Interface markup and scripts
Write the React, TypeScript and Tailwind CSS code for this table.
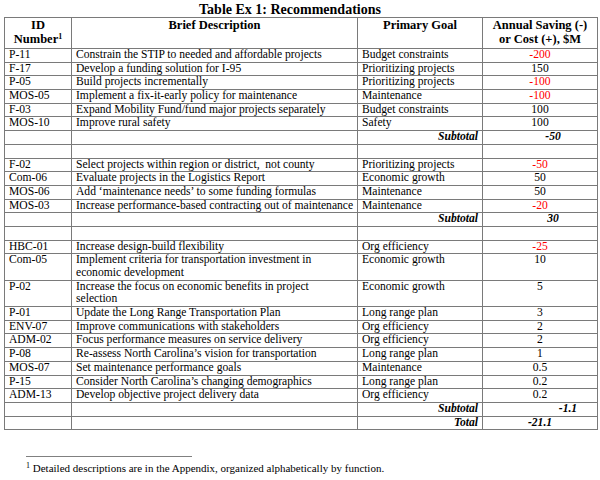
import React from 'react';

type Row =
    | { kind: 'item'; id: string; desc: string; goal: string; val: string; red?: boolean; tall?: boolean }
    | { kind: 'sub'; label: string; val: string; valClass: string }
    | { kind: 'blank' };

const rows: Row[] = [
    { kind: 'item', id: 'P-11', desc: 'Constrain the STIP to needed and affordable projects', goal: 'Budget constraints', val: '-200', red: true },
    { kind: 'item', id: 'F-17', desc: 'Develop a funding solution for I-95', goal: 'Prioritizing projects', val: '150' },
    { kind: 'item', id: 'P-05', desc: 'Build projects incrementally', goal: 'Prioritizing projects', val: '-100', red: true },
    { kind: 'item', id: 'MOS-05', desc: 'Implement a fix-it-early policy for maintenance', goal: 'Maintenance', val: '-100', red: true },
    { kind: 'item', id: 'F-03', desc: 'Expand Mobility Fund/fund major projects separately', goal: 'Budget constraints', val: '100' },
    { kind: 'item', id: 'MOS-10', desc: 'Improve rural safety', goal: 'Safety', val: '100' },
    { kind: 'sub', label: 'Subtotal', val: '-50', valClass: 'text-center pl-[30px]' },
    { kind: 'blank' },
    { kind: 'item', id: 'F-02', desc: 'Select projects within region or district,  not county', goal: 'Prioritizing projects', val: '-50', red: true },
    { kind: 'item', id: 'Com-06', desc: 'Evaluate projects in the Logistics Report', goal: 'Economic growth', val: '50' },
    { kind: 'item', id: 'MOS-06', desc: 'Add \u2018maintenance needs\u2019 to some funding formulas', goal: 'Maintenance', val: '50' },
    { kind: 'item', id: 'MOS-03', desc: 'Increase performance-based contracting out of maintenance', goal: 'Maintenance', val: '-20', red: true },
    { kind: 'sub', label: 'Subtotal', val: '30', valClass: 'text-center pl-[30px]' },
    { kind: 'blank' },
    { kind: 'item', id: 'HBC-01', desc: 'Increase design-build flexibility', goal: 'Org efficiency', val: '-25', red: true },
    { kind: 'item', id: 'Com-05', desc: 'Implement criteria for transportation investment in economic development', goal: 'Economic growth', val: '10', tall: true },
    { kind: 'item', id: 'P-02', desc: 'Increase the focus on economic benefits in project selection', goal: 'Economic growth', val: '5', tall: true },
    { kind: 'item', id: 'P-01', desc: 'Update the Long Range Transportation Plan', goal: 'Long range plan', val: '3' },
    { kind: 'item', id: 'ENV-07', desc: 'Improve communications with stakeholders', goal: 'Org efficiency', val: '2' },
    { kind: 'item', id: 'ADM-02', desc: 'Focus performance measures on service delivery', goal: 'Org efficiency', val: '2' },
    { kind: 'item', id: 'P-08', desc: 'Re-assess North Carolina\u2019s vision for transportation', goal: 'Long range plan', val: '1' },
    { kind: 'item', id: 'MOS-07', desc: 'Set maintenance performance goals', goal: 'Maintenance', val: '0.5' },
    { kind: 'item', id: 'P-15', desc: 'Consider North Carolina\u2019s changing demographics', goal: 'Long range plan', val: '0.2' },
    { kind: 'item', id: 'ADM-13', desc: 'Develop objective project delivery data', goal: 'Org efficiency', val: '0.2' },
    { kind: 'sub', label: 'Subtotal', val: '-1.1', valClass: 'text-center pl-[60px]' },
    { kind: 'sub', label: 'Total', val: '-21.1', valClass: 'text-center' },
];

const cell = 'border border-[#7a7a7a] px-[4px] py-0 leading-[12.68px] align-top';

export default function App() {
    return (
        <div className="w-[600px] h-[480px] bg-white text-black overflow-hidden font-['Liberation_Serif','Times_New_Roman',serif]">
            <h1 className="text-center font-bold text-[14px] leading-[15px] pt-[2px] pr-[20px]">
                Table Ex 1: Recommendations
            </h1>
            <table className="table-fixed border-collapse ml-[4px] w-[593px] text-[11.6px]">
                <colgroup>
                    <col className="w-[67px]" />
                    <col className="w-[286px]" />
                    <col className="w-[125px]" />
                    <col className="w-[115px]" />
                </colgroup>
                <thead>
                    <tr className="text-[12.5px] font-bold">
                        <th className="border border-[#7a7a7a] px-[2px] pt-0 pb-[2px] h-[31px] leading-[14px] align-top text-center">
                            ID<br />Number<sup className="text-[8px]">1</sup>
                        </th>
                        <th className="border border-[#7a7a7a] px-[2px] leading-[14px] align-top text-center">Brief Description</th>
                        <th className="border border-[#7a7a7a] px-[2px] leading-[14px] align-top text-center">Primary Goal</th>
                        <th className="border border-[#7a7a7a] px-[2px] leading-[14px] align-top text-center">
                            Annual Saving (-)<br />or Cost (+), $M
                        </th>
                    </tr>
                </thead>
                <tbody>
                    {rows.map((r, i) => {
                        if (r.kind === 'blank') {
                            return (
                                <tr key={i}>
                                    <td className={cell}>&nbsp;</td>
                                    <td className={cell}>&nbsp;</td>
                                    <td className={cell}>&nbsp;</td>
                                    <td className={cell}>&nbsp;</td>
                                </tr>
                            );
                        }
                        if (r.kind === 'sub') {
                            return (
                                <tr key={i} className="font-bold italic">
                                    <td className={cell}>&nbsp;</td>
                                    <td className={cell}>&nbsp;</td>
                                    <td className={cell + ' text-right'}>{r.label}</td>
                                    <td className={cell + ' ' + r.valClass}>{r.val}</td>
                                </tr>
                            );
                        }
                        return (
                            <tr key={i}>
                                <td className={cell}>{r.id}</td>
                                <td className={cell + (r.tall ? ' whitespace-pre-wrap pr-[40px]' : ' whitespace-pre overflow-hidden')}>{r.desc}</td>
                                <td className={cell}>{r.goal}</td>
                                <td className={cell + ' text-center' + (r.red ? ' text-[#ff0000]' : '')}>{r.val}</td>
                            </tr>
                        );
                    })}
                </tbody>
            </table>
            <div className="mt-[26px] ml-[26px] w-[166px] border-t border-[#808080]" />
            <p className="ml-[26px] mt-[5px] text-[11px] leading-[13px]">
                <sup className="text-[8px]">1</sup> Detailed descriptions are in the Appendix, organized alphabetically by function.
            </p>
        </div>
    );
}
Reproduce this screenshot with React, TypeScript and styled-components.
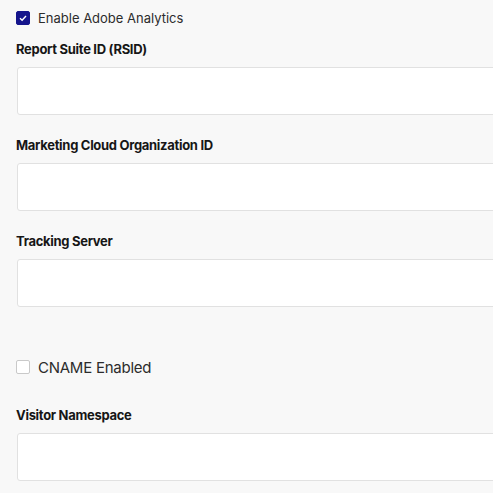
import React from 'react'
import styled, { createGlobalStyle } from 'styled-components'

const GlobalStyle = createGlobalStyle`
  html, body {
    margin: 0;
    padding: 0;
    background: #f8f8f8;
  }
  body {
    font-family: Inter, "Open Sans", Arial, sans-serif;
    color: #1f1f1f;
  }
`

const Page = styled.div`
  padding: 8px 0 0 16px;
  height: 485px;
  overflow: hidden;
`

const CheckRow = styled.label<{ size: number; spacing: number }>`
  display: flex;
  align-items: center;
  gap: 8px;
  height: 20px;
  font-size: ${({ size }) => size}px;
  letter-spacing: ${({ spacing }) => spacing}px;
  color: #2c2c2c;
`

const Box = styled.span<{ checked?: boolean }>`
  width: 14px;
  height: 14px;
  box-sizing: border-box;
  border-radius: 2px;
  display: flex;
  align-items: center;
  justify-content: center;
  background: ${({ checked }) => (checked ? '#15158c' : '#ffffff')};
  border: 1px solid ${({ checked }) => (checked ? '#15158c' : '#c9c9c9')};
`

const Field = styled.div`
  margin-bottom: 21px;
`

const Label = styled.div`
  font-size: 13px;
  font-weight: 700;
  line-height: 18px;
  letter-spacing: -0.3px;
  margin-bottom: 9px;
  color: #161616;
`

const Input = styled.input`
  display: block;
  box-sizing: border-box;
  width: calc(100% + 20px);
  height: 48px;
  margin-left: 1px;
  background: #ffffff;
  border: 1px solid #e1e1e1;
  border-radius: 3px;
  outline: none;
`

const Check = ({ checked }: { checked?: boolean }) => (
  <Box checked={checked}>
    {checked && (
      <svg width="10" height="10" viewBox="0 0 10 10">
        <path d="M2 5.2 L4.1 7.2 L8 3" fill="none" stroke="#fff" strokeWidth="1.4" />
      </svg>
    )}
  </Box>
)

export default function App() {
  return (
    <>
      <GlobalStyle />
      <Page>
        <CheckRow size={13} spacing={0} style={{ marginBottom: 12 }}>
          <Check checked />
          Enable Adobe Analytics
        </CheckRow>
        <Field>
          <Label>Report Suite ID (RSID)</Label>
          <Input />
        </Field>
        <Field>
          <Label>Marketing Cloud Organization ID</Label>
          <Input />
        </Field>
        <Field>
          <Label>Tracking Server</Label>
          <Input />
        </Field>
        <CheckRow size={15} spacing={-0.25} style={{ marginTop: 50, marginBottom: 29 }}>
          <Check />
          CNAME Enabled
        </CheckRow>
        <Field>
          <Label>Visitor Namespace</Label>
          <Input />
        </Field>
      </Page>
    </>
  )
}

- DIRECTIONS FOR THIS TASK -
Where a line in the material contains "styled", copy that line.

- WRITTEN REPLY -
Reproduce this screenshot with React, TypeScript and styled-components.
import styled, { createGlobalStyle } from 'styled-components'
const Page = styled.div`
const CheckRow = styled.label<{ size: number; spacing: number }>`
const Box = styled.span<{ checked?: boolean }>`
const Field = styled.div`
const Label = styled.div`
const Input = styled.input`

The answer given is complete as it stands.